As we had on our first jaunt, we ended the visit with lunch at San Isidro Bandita, whose café had a menu of tasty, typical rural fare at excellent prices. At the adjoining crafts shop I bought a cloth purse with a burro appliqué in support of their efforts to provide shopping opportunities for visitors and jobs for local people. Local kids and families from San Miguel were enjoying an outdoor puppet show under the shade of some large trees.

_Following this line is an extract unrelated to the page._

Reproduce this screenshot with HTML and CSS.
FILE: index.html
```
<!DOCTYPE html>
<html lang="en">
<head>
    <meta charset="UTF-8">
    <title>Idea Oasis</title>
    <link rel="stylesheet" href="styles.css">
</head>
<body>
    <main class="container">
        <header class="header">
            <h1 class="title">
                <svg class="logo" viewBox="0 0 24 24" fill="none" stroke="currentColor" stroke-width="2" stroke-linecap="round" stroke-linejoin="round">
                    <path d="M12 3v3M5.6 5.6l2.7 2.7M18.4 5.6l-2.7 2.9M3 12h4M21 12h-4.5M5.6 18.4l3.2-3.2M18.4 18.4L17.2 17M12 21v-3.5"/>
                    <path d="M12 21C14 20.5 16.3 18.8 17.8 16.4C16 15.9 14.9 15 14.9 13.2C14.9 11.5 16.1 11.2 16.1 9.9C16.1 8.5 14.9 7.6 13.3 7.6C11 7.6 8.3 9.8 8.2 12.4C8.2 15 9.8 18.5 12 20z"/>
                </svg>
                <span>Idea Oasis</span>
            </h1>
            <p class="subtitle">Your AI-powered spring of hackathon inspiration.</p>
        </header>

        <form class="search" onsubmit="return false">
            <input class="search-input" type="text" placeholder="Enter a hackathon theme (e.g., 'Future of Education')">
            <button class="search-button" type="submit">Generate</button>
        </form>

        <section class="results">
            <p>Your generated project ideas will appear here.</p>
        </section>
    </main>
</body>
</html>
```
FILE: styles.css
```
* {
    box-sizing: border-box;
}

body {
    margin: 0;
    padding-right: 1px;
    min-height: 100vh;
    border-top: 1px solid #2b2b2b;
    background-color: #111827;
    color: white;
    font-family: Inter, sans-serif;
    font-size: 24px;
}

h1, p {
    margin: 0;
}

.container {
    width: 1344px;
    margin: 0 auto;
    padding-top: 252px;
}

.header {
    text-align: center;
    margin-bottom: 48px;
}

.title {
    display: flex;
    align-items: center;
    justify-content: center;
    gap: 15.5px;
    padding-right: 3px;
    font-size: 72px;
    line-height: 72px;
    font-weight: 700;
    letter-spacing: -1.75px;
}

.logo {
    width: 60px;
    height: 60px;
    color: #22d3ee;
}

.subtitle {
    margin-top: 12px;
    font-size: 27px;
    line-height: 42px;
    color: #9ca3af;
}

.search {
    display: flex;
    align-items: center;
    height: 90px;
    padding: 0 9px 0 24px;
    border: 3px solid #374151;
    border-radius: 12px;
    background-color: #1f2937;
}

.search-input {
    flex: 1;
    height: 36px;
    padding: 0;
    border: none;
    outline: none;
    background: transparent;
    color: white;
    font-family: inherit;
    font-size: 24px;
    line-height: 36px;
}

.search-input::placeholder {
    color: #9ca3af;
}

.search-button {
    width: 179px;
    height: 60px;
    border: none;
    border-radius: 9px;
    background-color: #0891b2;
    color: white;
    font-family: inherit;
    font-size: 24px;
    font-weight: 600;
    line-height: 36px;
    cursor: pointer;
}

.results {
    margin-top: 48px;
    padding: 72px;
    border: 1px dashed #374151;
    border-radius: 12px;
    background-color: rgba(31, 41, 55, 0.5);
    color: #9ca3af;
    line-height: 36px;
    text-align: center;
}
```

The fate of this and the other six renovated Indian Chapels is uncertain, as local people have found it unprofitable to maintain weekend vigils. The admission price is 20 pesos per person, and not enough visitors arrive to make it worth their while. The last time I checked, chapels at Montecillo de Nieto, San Isidro Bandita, and Oaxaca were open for visitors. You might have to ask around for the caretaker; you’ll meet plenty of local people as you try to locate the guy with the key. I suggest you check with the San Miguel de Allende Tourism Office (facing the main plaza, tel. 415/152-0900) to see if the chapels are currently receiving visitors. If you have a small group, you can possibly arrange a tour. Either way, plan to have lunch in San Isidro, and maybe buy a few souvenirs. This kind of tourism helps support Mexico’s rural communities and preserve its less grandiose historical icons.